When you say It might work, is there a possibility that it is not working as intended? I just want to be absolutely sure. I am using the UNet in this repo:

and my fold loop is like such:

for fold in range 5:
   model = UNet().to(device)
   optimizer = torch.optim.adam(model.parameters(), learning rate)
   criterion = ...
   #select data

Not necessarily, but I can’t claim it’ll work without seeing code or reproducing it myself.
That being said, the approach is right, and especially since you are seeing the desired behavior, you can assume it’s working.

Is there any way to absolutely guarantee that the weights are reset? I just want to be precise as possible because it is for a paper I am working on.
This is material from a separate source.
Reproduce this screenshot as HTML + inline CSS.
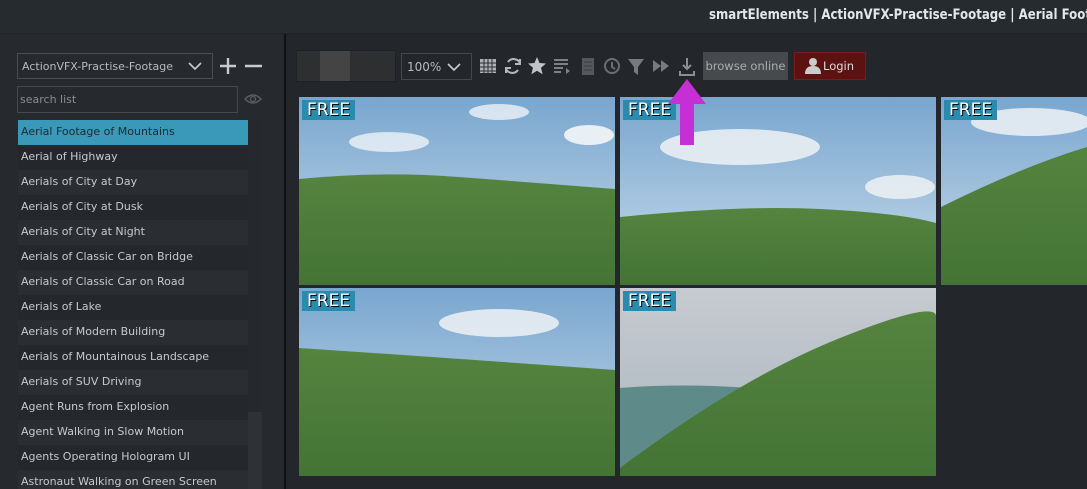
<!DOCTYPE html><html><head><meta charset="utf-8"><style>
*{margin:0;padding:0;box-sizing:border-box}
html,body{width:1087px;height:489px;overflow:hidden}
body{background:#24282c;font-family:"DejaVu Sans","Liberation Sans",sans-serif;position:relative}
.abs{position:absolute}
.title{left:0;top:0;width:1087px;height:34px;background:#262b30;border-bottom:1px solid #1f2326;overflow:hidden}
.title span{position:absolute;left:709px;top:7px;color:#e4e6e8;font-weight:bold;font-size:14px;white-space:nowrap;transform:scaleX(0.84);transform-origin:left}
.left{left:0;top:34px;width:284px;height:455px;background:#262a2e}
.vline{left:284px;top:34px;width:2px;height:455px;background:#111}
.combo{left:17px;top:53px;width:196px;height:26px;border:1px solid #4a4e52;color:#b8bbbe;font-size:11px;padding:6px 4px;white-space:nowrap}
.search{left:17px;top:86px;width:221px;height:27px;border:1px solid #45494d;color:#8a8d90;font-size:11px;padding:6px 2px}
.row{left:18px;width:230px;height:25px;font-size:11px;color:#c7c9cb;padding:5px 3px;white-space:nowrap;overflow:hidden}
.main{left:286px;top:34px;width:801px;height:455px;background:#23272b}
.tile{position:absolute;width:316px;height:188px;overflow:hidden}
.free{position:absolute;left:3px;top:3px;background:#2b8bae;color:#fff;font-size:17px;padding:0 5px;height:20px;line-height:20px;text-shadow:1px 1px 0 #000}
</style></head><body>
<div class="abs title"><span>smartElements | ActionVFX-Practise-Footage | Aerial Footage of Mountains</span></div>
<div class="abs left"></div>
<div class="abs vline"></div>
<div class="abs combo">ActionVFX-Practise-Footage<svg class="abs" style="left:170px;top:8px" width="14" height="9"><path d="M1 1l6 6 6-6" stroke="#ccc" stroke-width="1.6" fill="none"/></svg></div>
<svg class="abs" style="left:219px;top:57px" width="44" height="18"><path d="M9 1v16M1 9h16M26 9h17" stroke="#c8cacc" stroke-width="2.4"/></svg>
<div class="abs search">search list</div>
<svg class="abs" style="left:244px;top:93px" width="18" height="12"><path d="M1 6Q9-2 17 6Q9 14 1 6Z" stroke="#5b5f63" stroke-width="1.4" fill="none"/><circle cx="9" cy="6" r="2.5" stroke="#5b5f63" stroke-width="1.3" fill="none"/></svg>
<div class="abs" style="left:248px;top:120px;width:14px;height:292px;background:#25292d"></div>
<div class="abs" style="left:248px;top:412px;width:14px;height:77px;background:#2f3234"></div>
<div class="abs row" style="top:120px;background:#3a98b8;color:#1e2a30">Aerial Footage of Mountains</div>
<div class="abs row" style="top:145px;background:#24282c">Aerial of Highway</div>
<div class="abs row" style="top:170px;background:#2a2e32">Aerials of City at Day</div>
<div class="abs row" style="top:195px;background:#24282c">Aerials of City at Dusk</div>
<div class="abs row" style="top:220px;background:#2a2e32">Aerials of City at Night</div>
<div class="abs row" style="top:245px;background:#24282c">Aerials of Classic Car on Bridge</div>
<div class="abs row" style="top:270px;background:#2a2e32">Aerials of Classic Car on Road</div>
<div class="abs row" style="top:295px;background:#24282c">Aerials of Lake</div>
<div class="abs row" style="top:320px;background:#2a2e32">Aerials of Modern Building</div>
<div class="abs row" style="top:345px;background:#24282c">Aerials of Mountainous Landscape</div>
<div class="abs row" style="top:370px;background:#2a2e32">Aerials of SUV Driving</div>
<div class="abs row" style="top:395px;background:#24282c">Agent Runs from Explosion</div>
<div class="abs row" style="top:420px;background:#2a2e32">Agent Walking in Slow Motion</div>
<div class="abs row" style="top:445px;background:#24282c">Agents Operating Hologram UI</div>
<div class="abs row" style="top:470px;height:19px;background:#2a2e32">Astronaut Walking on Green Screen</div>
<div class="abs main"></div>
<div class="abs" style="left:296px;top:50px;width:100px;height:32px;background:#2d2f31;border:1px solid #1f2224"></div>
<div class="abs" style="left:320px;top:51px;width:30px;height:30px;background:#444"></div>
<div class="abs" style="left:401px;top:53px;width:71px;height:27px;border:1px solid #44484c;color:#b8bbbe;font-size:12px;padding:6px 5px">100%<svg class="abs" style="left:45px;top:9px" width="14" height="9"><path d="M1 1l6 6 6-6" stroke="#ccc" stroke-width="1.6" fill="none"/></svg></div>
<svg class="abs" style="left:478px;top:56px" width="220" height="22">
<rect x="2" y="3" width="16" height="14" fill="#b0b3b6"/>
<path d="M6 3v14M10 3v14M14 3v14M2 7h16M2 11h16M2 15h16" stroke="#2a2e32" stroke-width="1"/>
<path d="M28 13a7 7 0 0 0 12 1M42 7a7 7 0 0 0-12-1M28 17v-5h5M42 3v5h-5" stroke="#b5b8bb" stroke-width="2" fill="none"/>
<path d="M59 1l2.5 6 6.5.5-5 4.3 1.6 6.4L59 14.7 53.4 18.2 55 11.8 50 7.5l6.5-.5z" fill="#c2c4c6"/>
<path d="M76 4h14M76 8h14M76 12h9M76 16h7" stroke="#7d8185" stroke-width="2"/><path d="M88 12l4 3-4 3z" fill="#7d8185"/>
<rect x="104" y="2" width="12" height="17" fill="#55595d"/><path d="M106 6h8M106 10h8M106 14h8" stroke="#3a3d40"/>
<circle cx="134" cy="10" r="7" stroke="#6b6f73" stroke-width="2" fill="none"/><path d="M134 6v5l3 2" stroke="#6b6f73" stroke-width="2" fill="none"/>
<path d="M150 3h16l-6 8v8l-4-3v-5z" fill="#777b7f"/>
<path d="M175 4l8 6-8 6zM183 4l8 6-8 6z" fill="#777b7f"/>
<path d="M209 2v11M205 9l4 4 4-4M202 15v4h14v-4" stroke="#8a8e92" stroke-width="2" fill="none"/>
</svg>
<div class="abs" style="left:703px;top:52px;width:85px;height:28px;background:#474a4c;color:#a9acae;font-size:11.5px;line-height:28px;text-align:center">browse online</div>
<div class="abs" style="left:794px;top:52px;width:72px;height:28px;background:#5d1212;border:1px solid #7a1c1c;color:#ddd;font-size:11.5px;line-height:26px;padding-left:28px">Login</div>
<svg class="abs" style="left:805px;top:57px" width="16" height="17"><circle cx="8" cy="5" r="4" fill="#ccc"/><path d="M0 17q0-8 8-8t8 8z" fill="#ccc"/></svg>
<svg width="0" height="0" style="position:absolute"><defs>
<linearGradient id="sky" x1="0" y1="0" x2="0" y2="1"><stop offset="0" stop-color="#79a6cf"/><stop offset="1" stop-color="#c8dbea"/></linearGradient>
<linearGradient id="gr" x1="0" y1="0" x2="0" y2="1"><stop offset="0" stop-color="#55843f"/><stop offset="1" stop-color="#447435"/></linearGradient>
<linearGradient id="sky2" x1="0" y1="0" x2="0" y2="1"><stop offset="0" stop-color="#c7cbd0"/><stop offset="1" stop-color="#a8b4bf"/></linearGradient>
</defs></svg>
<div class="tile" style="left:299px;top:97px"><svg width="316" height="188"><rect width="316" height="188" fill="url(#sky)"/><ellipse cx="90" cy="45" rx="40" ry="10" fill="#eef3f7" opacity=".8"/><ellipse cx="290" cy="38" rx="25" ry="10" fill="#f3f6f8" opacity=".9"/><ellipse cx="200" cy="15" rx="30" ry="8" fill="#eef3f7" opacity=".8"/><path d="M0 82Q80 74 160 80T316 92V188H0z" fill="url(#gr)"/></svg><div class="free">FREE</div></div>
<div class="tile" style="left:620px;top:97px"><svg width="316" height="188"><rect width="316" height="188" fill="url(#sky)"/><ellipse cx="120" cy="50" rx="80" ry="18" fill="#eef2f5" opacity=".85"/><ellipse cx="280" cy="90" rx="35" ry="12" fill="#eef2f5" opacity=".85"/><path d="M0 120Q120 108 200 112T316 126V188H0z" fill="url(#gr)"/></svg><div class="free">FREE</div></div>
<div class="tile" style="left:941px;top:97px;width:146px"><svg width="146" height="188"><rect width="146" height="188" fill="url(#sky)"/><ellipse cx="90" cy="25" rx="60" ry="14" fill="#eef2f5" opacity=".85"/><path d="M0 110Q80 70 146 50V188H0z" fill="url(#gr)"/></svg><div class="free">FREE</div></div>
<div class="tile" style="left:299px;top:288px"><svg width="316" height="188"><rect width="316" height="188" fill="url(#sky)"/><ellipse cx="200" cy="35" rx="60" ry="14" fill="#eef2f5" opacity=".85"/><path d="M0 60Q150 70 316 82V188H0z" fill="url(#gr)"/></svg><div class="free">FREE</div></div>
<div class="tile" style="left:620px;top:288px"><svg width="316" height="188"><rect width="316" height="188" fill="url(#sky2)"/><path d="M0 100Q60 95 130 100V188H0z" fill="#5f8a8a"/><path d="M0 180Q120 90 220 50T316 30V188H0z" fill="url(#gr)"/></svg><div class="free">FREE</div></div>
<svg class="abs" style="left:667px;top:78px" width="40" height="68"><path d="M20 1L39 26H27V67H13V26H1z" fill="#c72fd6"/></svg>
</body></html>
alternatively I could send you the code privately if you would be willing to take a look because it is not in a public repository, I’ll just need to verify that it is ok to do so.

No, I wouldn’t recommend to send private repositories to people outside your lab (or other collaborators).

A new model instance will have newly initialized parameters. You could double check it by creating a deepcopy of the already trained model, create the new model and optimizer, and compare the state_dicts of both.

Ok, one follow up question. If I am to pretrain the model on one data set, save the weights and optimizer for continuing to train later, once I load in these weights to train on the new data set, should I reset the optimizer when I start to train on the new dataset? or should I load in the optimizer dictionary information? I was looking at a pytorch documentation about saving models and it said to save the optimizer when you want to continue training, but I am not sure if that applies to pretraining and then training on a new dataset.

If your optimizer contains internal states (running estimates of the gradients etc.), it would probably make sense to restore it. Otherwise you might see a peak in your loss when you continue the training on the new dataset. I don’t think the loading of the optimizer is dataset-dependent, but let us know, if you see a different behavior for your use case (which would be interesting to know).

Ok yeah, I’ll try it both ways and update you on the results! Thanks!